--- Dataset content ---
** begin **

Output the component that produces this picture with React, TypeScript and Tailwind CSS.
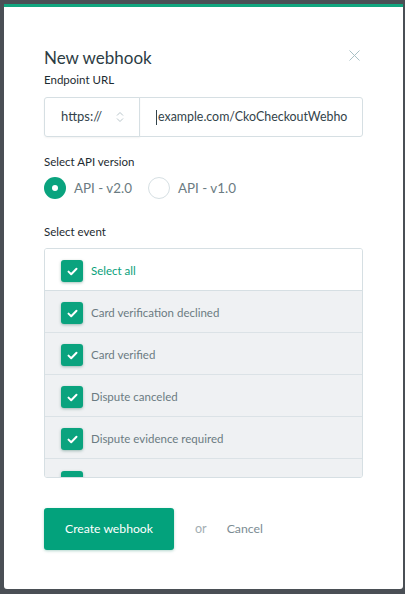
import { useState } from "react";

const EVENTS = [
  "Card verification declined",
  "Card verified",
  "Dispute canceled",
  "Dispute evidence required",
];

function Check() {
  return (
    <span className="flex h-[22px] w-[22px] shrink-0 items-center justify-center rounded-[3px] bg-[#0aa37e] shadow-[0_1px_3px_rgba(0,80,60,0.35)]">
      <svg width="11" height="9" viewBox="0 0 11 9" fill="none">
        <path d="M1.5 4.6L4.2 7.2L9.5 1.8" stroke="white" strokeWidth="2" strokeLinecap="round" strokeLinejoin="round" />
      </svg>
    </span>
  );
}

export default function App() {
  const [version, setVersion] = useState("v2");

  return (
    <div className="h-[594px] w-[405px] overflow-hidden bg-[#4a4f55] pl-1 pr-[2px] pt-1 font-['Lato','Noto_Sans',sans-serif]">
      <div className="flex h-[585px] flex-col rounded-b-[3px] bg-white">
        <div className="h-[3px] bg-[#12a67f]" />

        <div className="flex flex-col px-10 pt-[39px]">
          {/* header */}
          <div className="flex items-start justify-between">
            <h1 className="text-[17px] leading-6 text-[#2c3c44]">New webhook</h1>
            <button className="mr-[3px] mt-[4px] flex text-[#a9c1c5]">
              <svg width="11" height="11" viewBox="0 0 11 11" fill="none">
                <path d="M0.5 0.5L10.5 10.5M10.5 0.5L0.5 10.5" stroke="currentColor" strokeWidth="1" />
              </svg>
            </button>
          </div>

          <label className="mt-[2px] text-[11.5px] leading-4 text-[#1d2b31]">Endpoint URL</label>
          <div className="mt-[9px] flex h-10">
            <div className="flex w-[96px] items-center justify-between rounded-l-[3px] border border-[#d6dfe3] pl-4 pr-[15px] shadow-[0_1px_2px_rgba(0,0,0,0.05)]">
              <span className="text-[13px] text-[#33434a]">https://</span>
              <svg width="8" height="12" viewBox="0 0 8 12" fill="none">
                <path d="M1 4.5L4 1.5L7 4.5M1 7.5L4 10.5L7 7.5" stroke="#b9c6cb" strokeWidth="1" />
              </svg>
            </div>
            <div className="-ml-px flex flex-1 items-center rounded-r-[3px] border border-[#d6dfe3] pl-4 text-[12.4px] text-[#33434a]">
              <span className="mr-px h-[15px] w-px bg-[#33434a]" />
              example.com/CkoCheckoutWebho
            </div>
          </div>

          <label className="mt-[17px] text-[11.5px] leading-4 text-[#1d2b31]">Select API version</label>
          <div className="mt-[7px] flex items-center">
            <button onClick={() => setVersion("v2")} className="flex items-center">
              <span className={`flex h-[22px] w-[22px] items-center justify-center rounded-full ${version === "v2" ? "bg-[#0aa37e]" : "border border-[#d6dfe3]"}`}>
                {version === "v2" && <span className="h-[6px] w-[6px] rounded-full bg-white" />}
              </span>
              <span className="ml-[8px] text-[13.4px] text-[#6b7b82]">API - v2.0</span>
            </button>
            <button onClick={() => setVersion("v1")} className="ml-[16px] flex items-center">
              <span className={`flex h-[22px] w-[22px] items-center justify-center rounded-full ${version === "v1" ? "bg-[#0aa37e]" : "border border-[#d6dfe3]"}`}>
                {version === "v1" && <span className="h-[6px] w-[6px] rounded-full bg-white" />}
              </span>
              <span className="ml-[8px] text-[13.4px] text-[#6b7b82]">API - v1.0</span>
            </button>
          </div>

          <label className="mt-[25px] text-[11.5px] leading-4 text-[#1d2b31]">Select event</label>
          <div className="mt-[8px] h-[230px] overflow-hidden rounded-[3px] border border-[#d6dfe3]">
            <div className="flex h-[42px] items-center border-b border-[#d6dfe3] bg-white pl-4 pt-[3px]">
              <Check />
              <span className="ml-2 text-[11.5px] text-[#0a9f7b]">Select all</span>
            </div>
            {EVENTS.map((e) => (
              <div key={e} className="flex h-[42px] items-center border-b border-[#dbe2e6] bg-[#eff1f3] pl-4 pt-[3px]">
                <Check />
                <span className="ml-2 text-[11.5px] text-[#6b7b82]">{e}</span>
              </div>
            ))}
            <div className="flex h-[42px] items-center bg-[#eff1f3] pl-4 pt-[3px]">
              <Check />
            </div>
          </div>

          <div className="mt-[30px] flex items-center">
            <button className="h-[42px] w-[130px] rounded-[3px] bg-[#03a27c] text-[12.2px] text-white shadow-[0_1px_3px_rgba(0,120,90,0.3)]">
              Create webhook
            </button>
            <span className="ml-[21px] text-[12.5px] text-[#a3aeb3]">or</span>
            <button className="ml-[20px] text-[12.3px] text-[#7c8c93]">Cancel</button>
          </div>
        </div>
      </div>
    </div>
  );
}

** end **

--- Required work ---
Extract every line of the data exactly; pictures stay out.

--- Solution to this task ---
Output the component that produces this picture with React, TypeScript and Tailwind CSS.
import { useState } from "react";

const EVENTS = [
  "Card verification declined",
  "Card verified",
  "Dispute canceled",
  "Dispute evidence required",
];

function Check() {
  return (
    <span className="flex h-[22px] w-[22px] shrink-0 items-center justify-center rounded-[3px] bg-[#0aa37e] shadow-[0_1px_3px_rgba(0,80,60,0.35)]">
      <svg width="11" height="9" viewBox="0 0 11 9" fill="none">
        <path d="M1.5 4.6L4.2 7.2L9.5 1.8" stroke="white" strokeWidth="2" strokeLinecap="round" strokeLinejoin="round" />
      </svg>
    </span>
  );
}

export default function App() {
  const [version, setVersion] = useState("v2");

  return (
    <div className="h-[594px] w-[405px] overflow-hidden bg-[#4a4f55] pl-1 pr-[2px] pt-1 font-['Lato','Noto_Sans',sans-serif]">
      <div className="flex h-[585px] flex-col rounded-b-[3px] bg-white">
        <div className="h-[3px] bg-[#12a67f]" />

        <div className="flex flex-col px-10 pt-[39px]">
          {/* header */}
          <div className="flex items-start justify-between">
            <h1 className="text-[17px] leading-6 text-[#2c3c44]">New webhook</h1>
            <button className="mr-[3px] mt-[4px] flex text-[#a9c1c5]">
              <svg width="11" height="11" viewBox="0 0 11 11" fill="none">
                <path d="M0.5 0.5L10.5 10.5M10.5 0.5L0.5 10.5" stroke="currentColor" strokeWidth="1" />
              </svg>
            </button>
          </div>

          <label className="mt-[2px] text-[11.5px] leading-4 text-[#1d2b31]">Endpoint URL</label>
          <div className="mt-[9px] flex h-10">
            <div className="flex w-[96px] items-center justify-between rounded-l-[3px] border border-[#d6dfe3] pl-4 pr-[15px] shadow-[0_1px_2px_rgba(0,0,0,0.05)]">
              <span className="text-[13px] text-[#33434a]">https://</span>
              <svg width="8" height="12" viewBox="0 0 8 12" fill="none">
                <path d="M1 4.5L4 1.5L7 4.5M1 7.5L4 10.5L7 7.5" stroke="#b9c6cb" strokeWidth="1" />
              </svg>
            </div>
            <div className="-ml-px flex flex-1 items-center rounded-r-[3px] border border-[#d6dfe3] pl-4 text-[12.4px] text-[#33434a]">
              <span className="mr-px h-[15px] w-px bg-[#33434a]" />
              example.com/CkoCheckoutWebho
            </div>
          </div>

          <label className="mt-[17px] text-[11.5px] leading-4 text-[#1d2b31]">Select API version</label>
          <div className="mt-[7px] flex items-center">
            <button onClick={() => setVersion("v2")} className="flex items-center">
              <span className={`flex h-[22px] w-[22px] items-center justify-center rounded-full ${version === "v2" ? "bg-[#0aa37e]" : "border border-[#d6dfe3]"}`}>
                {version === "v2" && <span className="h-[6px] w-[6px] rounded-full bg-white" />}
              </span>
              <span className="ml-[8px] text-[13.4px] text-[#6b7b82]">API - v2.0</span>
            </button>
            <button onClick={() => setVersion("v1")} className="ml-[16px] flex items-center">
              <span className={`flex h-[22px] w-[22px] items-center justify-center rounded-full ${version === "v1" ? "bg-[#0aa37e]" : "border border-[#d6dfe3]"}`}>
                {version === "v1" && <span className="h-[6px] w-[6px] rounded-full bg-white" />}
              </span>
              <span className="ml-[8px] text-[13.4px] text-[#6b7b82]">API - v1.0</span>
            </button>
          </div>

          <label className="mt-[25px] text-[11.5px] leading-4 text-[#1d2b31]">Select event</label>
          <div className="mt-[8px] h-[230px] overflow-hidden rounded-[3px] border border-[#d6dfe3]">
            <div className="flex h-[42px] items-center border-b border-[#d6dfe3] bg-white pl-4 pt-[3px]">
              <Check />
              <span className="ml-2 text-[11.5px] text-[#0a9f7b]">Select all</span>
            </div>
            {EVENTS.map((e) => (
              <div key={e} className="flex h-[42px] items-center border-b border-[#dbe2e6] bg-[#eff1f3] pl-4 pt-[3px]">
                <Check />
                <span className="ml-2 text-[11.5px] text-[#6b7b82]">{e}</span>
              </div>
            ))}
            <div className="flex h-[42px] items-center bg-[#eff1f3] pl-4 pt-[3px]">
              <Check />
            </div>
          </div>

          <div className="mt-[30px] flex items-center">
            <button className="h-[42px] w-[130px] rounded-[3px] bg-[#03a27c] text-[12.2px] text-white shadow-[0_1px_3px_rgba(0,120,90,0.3)]">
              Create webhook
            </button>
            <span className="ml-[21px] text-[12.5px] text-[#a3aeb3]">or</span>
            <button className="ml-[20px] text-[12.3px] text-[#7c8c93]">Cancel</button>
          </div>
        </div>
      </div>
    </div>
  );
}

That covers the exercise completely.